======== GIVEN RECORDS ========

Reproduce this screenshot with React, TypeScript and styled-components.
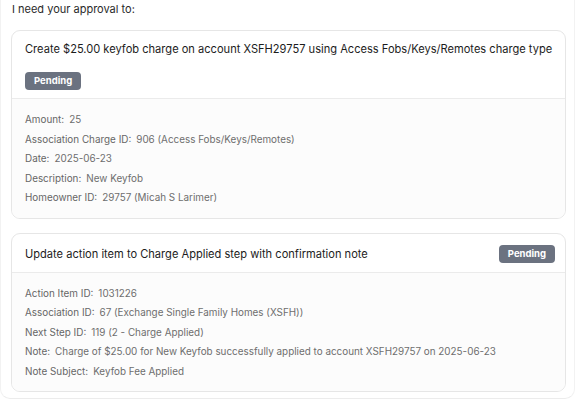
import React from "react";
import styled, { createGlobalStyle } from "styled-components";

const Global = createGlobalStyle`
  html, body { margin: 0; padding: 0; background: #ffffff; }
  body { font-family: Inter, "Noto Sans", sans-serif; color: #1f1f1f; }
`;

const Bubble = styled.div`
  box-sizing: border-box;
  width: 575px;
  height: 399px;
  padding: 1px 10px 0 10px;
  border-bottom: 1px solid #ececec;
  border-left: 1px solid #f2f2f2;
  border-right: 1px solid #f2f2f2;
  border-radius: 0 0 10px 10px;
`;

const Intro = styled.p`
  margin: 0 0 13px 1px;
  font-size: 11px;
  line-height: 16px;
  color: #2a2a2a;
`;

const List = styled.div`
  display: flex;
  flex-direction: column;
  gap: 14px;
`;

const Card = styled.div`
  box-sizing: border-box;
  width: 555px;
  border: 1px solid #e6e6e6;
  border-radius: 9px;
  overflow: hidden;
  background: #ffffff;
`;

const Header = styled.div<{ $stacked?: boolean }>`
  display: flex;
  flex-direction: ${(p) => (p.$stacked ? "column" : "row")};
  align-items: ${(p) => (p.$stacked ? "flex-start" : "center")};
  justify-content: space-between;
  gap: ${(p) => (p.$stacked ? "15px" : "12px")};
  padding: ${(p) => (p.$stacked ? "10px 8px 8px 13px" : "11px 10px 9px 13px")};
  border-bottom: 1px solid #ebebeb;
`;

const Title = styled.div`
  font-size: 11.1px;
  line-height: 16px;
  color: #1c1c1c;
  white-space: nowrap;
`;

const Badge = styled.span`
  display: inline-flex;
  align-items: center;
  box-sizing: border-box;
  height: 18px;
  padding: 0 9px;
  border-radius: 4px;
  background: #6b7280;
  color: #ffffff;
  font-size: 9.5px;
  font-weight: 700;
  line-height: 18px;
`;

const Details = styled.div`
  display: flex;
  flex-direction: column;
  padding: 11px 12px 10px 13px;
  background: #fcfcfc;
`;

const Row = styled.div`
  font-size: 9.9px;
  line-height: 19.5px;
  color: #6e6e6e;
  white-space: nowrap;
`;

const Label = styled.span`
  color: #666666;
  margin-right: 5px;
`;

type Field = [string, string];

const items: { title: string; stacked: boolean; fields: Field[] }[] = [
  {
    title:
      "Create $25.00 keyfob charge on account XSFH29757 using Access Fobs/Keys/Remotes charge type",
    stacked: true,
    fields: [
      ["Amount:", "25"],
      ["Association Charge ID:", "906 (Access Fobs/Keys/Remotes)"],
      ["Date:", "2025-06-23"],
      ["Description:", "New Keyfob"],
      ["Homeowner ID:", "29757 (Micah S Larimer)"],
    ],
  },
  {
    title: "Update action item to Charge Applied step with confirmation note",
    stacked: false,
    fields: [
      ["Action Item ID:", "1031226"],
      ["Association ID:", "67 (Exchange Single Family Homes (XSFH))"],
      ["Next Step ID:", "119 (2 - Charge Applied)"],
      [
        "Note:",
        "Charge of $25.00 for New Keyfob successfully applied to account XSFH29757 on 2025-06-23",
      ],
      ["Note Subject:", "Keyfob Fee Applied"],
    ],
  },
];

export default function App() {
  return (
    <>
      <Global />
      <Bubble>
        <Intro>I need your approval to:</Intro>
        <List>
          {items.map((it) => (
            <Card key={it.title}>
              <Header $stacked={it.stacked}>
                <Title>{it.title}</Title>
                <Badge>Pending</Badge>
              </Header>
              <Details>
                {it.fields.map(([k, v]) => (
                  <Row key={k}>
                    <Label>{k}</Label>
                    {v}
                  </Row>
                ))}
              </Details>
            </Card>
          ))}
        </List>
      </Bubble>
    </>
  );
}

========
======== GIVEN RECORDS ========

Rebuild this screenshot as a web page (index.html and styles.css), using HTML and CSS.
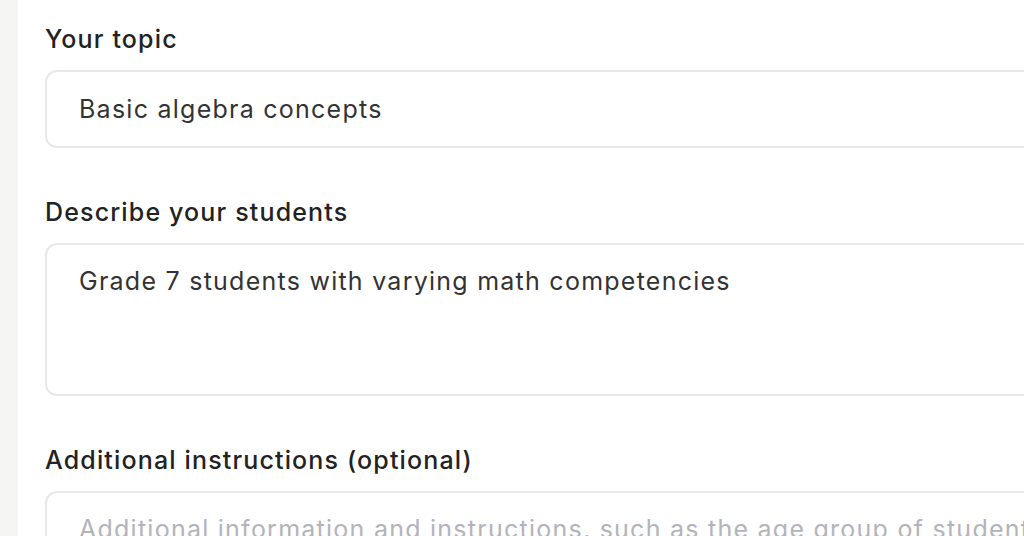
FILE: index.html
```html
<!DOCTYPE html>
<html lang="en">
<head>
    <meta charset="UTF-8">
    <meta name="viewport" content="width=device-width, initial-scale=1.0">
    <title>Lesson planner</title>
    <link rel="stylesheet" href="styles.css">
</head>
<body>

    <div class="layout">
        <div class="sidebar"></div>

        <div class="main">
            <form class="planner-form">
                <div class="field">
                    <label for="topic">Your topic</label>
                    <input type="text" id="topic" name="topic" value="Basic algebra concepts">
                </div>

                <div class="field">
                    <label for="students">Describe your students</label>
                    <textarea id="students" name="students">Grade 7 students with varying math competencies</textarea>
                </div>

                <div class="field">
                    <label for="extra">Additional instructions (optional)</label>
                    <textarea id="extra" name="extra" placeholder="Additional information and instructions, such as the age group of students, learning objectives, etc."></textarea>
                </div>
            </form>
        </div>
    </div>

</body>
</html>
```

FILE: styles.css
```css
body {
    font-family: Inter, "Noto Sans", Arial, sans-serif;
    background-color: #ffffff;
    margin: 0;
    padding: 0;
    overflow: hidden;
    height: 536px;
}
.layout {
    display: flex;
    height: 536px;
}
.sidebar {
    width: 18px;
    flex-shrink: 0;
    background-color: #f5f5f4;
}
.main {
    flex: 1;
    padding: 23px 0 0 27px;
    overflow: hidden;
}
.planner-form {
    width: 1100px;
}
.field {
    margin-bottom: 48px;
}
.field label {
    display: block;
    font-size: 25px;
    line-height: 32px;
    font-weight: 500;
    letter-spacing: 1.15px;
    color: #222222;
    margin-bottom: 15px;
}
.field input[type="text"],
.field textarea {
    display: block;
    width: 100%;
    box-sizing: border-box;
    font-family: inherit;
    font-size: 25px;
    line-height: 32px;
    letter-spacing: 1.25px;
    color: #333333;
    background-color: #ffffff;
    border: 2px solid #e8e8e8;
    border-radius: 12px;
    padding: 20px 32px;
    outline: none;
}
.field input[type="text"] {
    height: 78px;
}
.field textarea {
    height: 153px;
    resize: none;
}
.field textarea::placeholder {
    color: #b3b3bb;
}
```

========

# WHAT YOU NEED TO DO
Scan the listing above and identify each line holding the string "using"; copy every such line.

# RESULT OF THE EXERCISE
      "Create $25.00 keyfob charge on account XSFH29757 using Access Fobs/Keys/Remotes charge type",
Rebuild this screenshot as a web page (index.html and styles.css), using HTML and CSS.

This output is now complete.